In 'runs', first type

pp_pdb.sh aa11

(pp stands for post-processing).  In the directory 'aa11', you will now find directories called 'top10', 'top200', and 'top1000'.  The most useful of these is the top 200.

Clustering

The logic of clustering is that the more often a structure is found by Rosetta, the more likely that structure is true to reality.  In terms of energy surfaces, the low-scoring structures represent deep portions of the energy surface, and the large clusters of structures (50-100 of the top 200) represent broad potential wells.  It has been suggested that the cluster size of a structure might correspond to its entropy, that is, that a large cluster has more substates than a small cluster, and thus a more positive entropy and a lower free energy.

In runs:
Use pp_pdb2.sh, a wrapper script which calls pp_cluster_set.sh, which does the clustering.  pp_cluster_set.sh uses the statistical program R to cluster the structures.  You might get this error if you attempt to run pp_pdb2.sh on jazz or on a new machine in the lab.

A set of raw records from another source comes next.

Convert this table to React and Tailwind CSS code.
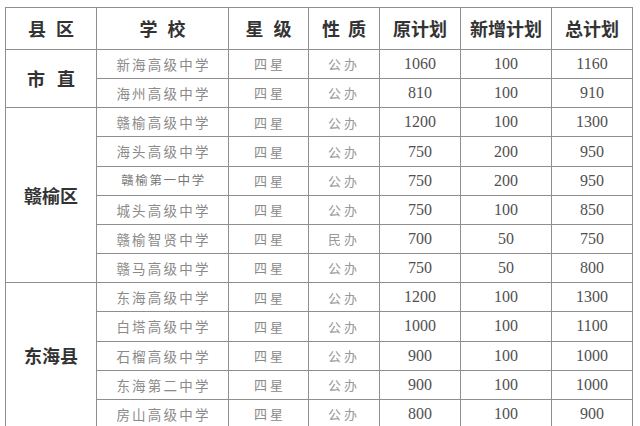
import React from "react";

const cjk = "font-['Noto_Sans_CJK_SC',sans-serif]";
const serif = "font-['Liberation_Serif','Noto_Sans_CJK_SC',serif]";

const groups = [
  {
    name: "市 直",
    rows: [
      ["新海高级中学", "四星", "公办", "1060", "100", "1160"],
      ["海州高级中学", "四星", "公办", "810", "100", "910"],
    ],
  },
  {
    name: "赣榆区",
    rows: [
      ["赣榆高级中学", "四星", "公办", "1200", "100", "1300"],
      ["海头高级中学", "四星", "公办", "750", "200", "950"],
      ["赣榆第一中学", "四星", "公办", "750", "200", "950", true],
      ["城头高级中学", "四星", "公办", "750", "100", "850"],
      ["赣榆智贤中学", "四星", "民办", "700", "50", "750"],
      ["赣马高级中学", "四星", "公办", "750", "50", "800"],
    ],
  },
  {
    name: "东海县",
    rows: [
      ["东海高级中学", "四星", "公办", "1200", "100", "1300"],
      ["白塔高级中学", "四星", "公办", "1000", "100", "1100"],
      ["石榴高级中学", "四星", "公办", "900", "100", "1000"],
      ["东海第二中学", "四星", "公办", "900", "100", "1000"],
      ["房山高级中学", "四星", "公办", "800", "100", "900"],
    ],
  },
];

const spanClass = {
  2: "row-span-2",
  6: "row-span-6",
  5: "row-span-5",
};

const cell = "bg-white flex items-center justify-center";

export default function App() {
  const headers = [
    { t: "县 区", cls: "[word-spacing:6px]" },
    { t: "学 校", cls: "[word-spacing:6px]" },
    { t: "星 级", cls: "[word-spacing:6px]" },
    { t: "性 质", cls: "[word-spacing:4px]" },
    { t: "原计划", cls: "" },
    { t: "新增计划", cls: "" },
    { t: "总计划", cls: "" },
  ];
  return (
    <div className="w-[640px] h-[426px] overflow-hidden bg-white pt-[7px] pl-[5px]">
      <div className="grid grid-cols-[90px_131px_79px_70px_80px_90px_80px] grid-rows-[41px_repeat(13,28.17px)] gap-px p-px bg-[#8e8e8e] w-fit">
        {headers.map((h, i) => (
          <div key={i} className={`${cell} ${cjk} text-[18px] font-semibold text-[#333] ${h.cls}`}>
            {h.t}
          </div>
        ))}
        {groups.map((g, gi) => (
          <React.Fragment key={gi}>
            <div
              className={`${cell} ${spanClass[g.rows.length]} ${cjk} text-[18px] font-bold text-[#333] [word-spacing:8px]`}
            >
              {g.name}
            </div>
            {g.rows.map((r, ri) => (
              <React.Fragment key={ri}>
                <div
                  className={`${cell} ${cjk} text-[#8a8a8a] ${
                    r[6]
                      ? "text-[12.5px] tracking-[1.6px] pl-[2px] text-[#777]"
                      : "text-[13.5px] tracking-[2.2px] pl-[2px]"
                  }`}
                >
                  {r[0]}
                </div>
                <div className={`${cell} ${cjk} text-[13px] tracking-[3px] pl-[3px] text-[#8a8a8a]`}>
                  {r[1]}
                </div>
                <div className={`${cell} ${cjk} text-[13px] tracking-[3px] text-[#999]`}>
                  {r[2]}
                </div>
                <div className={`${cell} ${serif} text-[16px] text-[#505050]`}>{r[3]}</div>
                <div className={`${cell} ${serif} text-[16px] text-[#505050]`}>{r[4]}</div>
                <div className={`${cell} ${serif} text-[16px] text-[#505050]`}>{r[5]}</div>
              </React.Fragment>
            ))}
          </React.Fragment>
        ))}
      </div>
    </div>
  );
}
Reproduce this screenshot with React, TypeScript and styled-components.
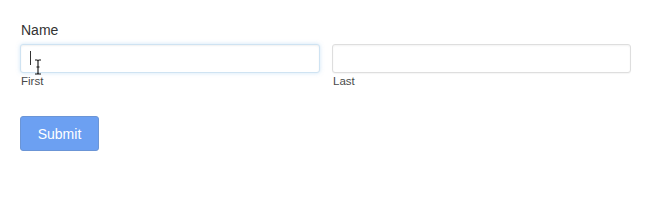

R not available on this workstation ... no clustering possible
Consider pushing the files home with pp_push set.sh

This means you need to install R on your machine in a standard location like '/usr/bin/R'.  R can be freely downloaded at this site.

In runs, type
pp_pdb2.sh aa11 2.5

2.5A is the rmsd cutoff for clustering.  You can change this to another number (e.g. 5.0) if your cluster sizes are too small.
This clusters the top 10 and top 200 sets of structures.  To cluster the top 1000 (this takes a while), type

pp_cluster_set.sh aa11 1000 2.5

The algorithm of (hierarchical) clustering is basically as follows:
calculate pairwise rmsd of all 200 structures
find the closest pair and group them together (now there are 199 objects instead of 200)
Repeat this pairing until there is only one object.
Go back and split all pairings that exceed the rmsd cutoff (2.5A in this case).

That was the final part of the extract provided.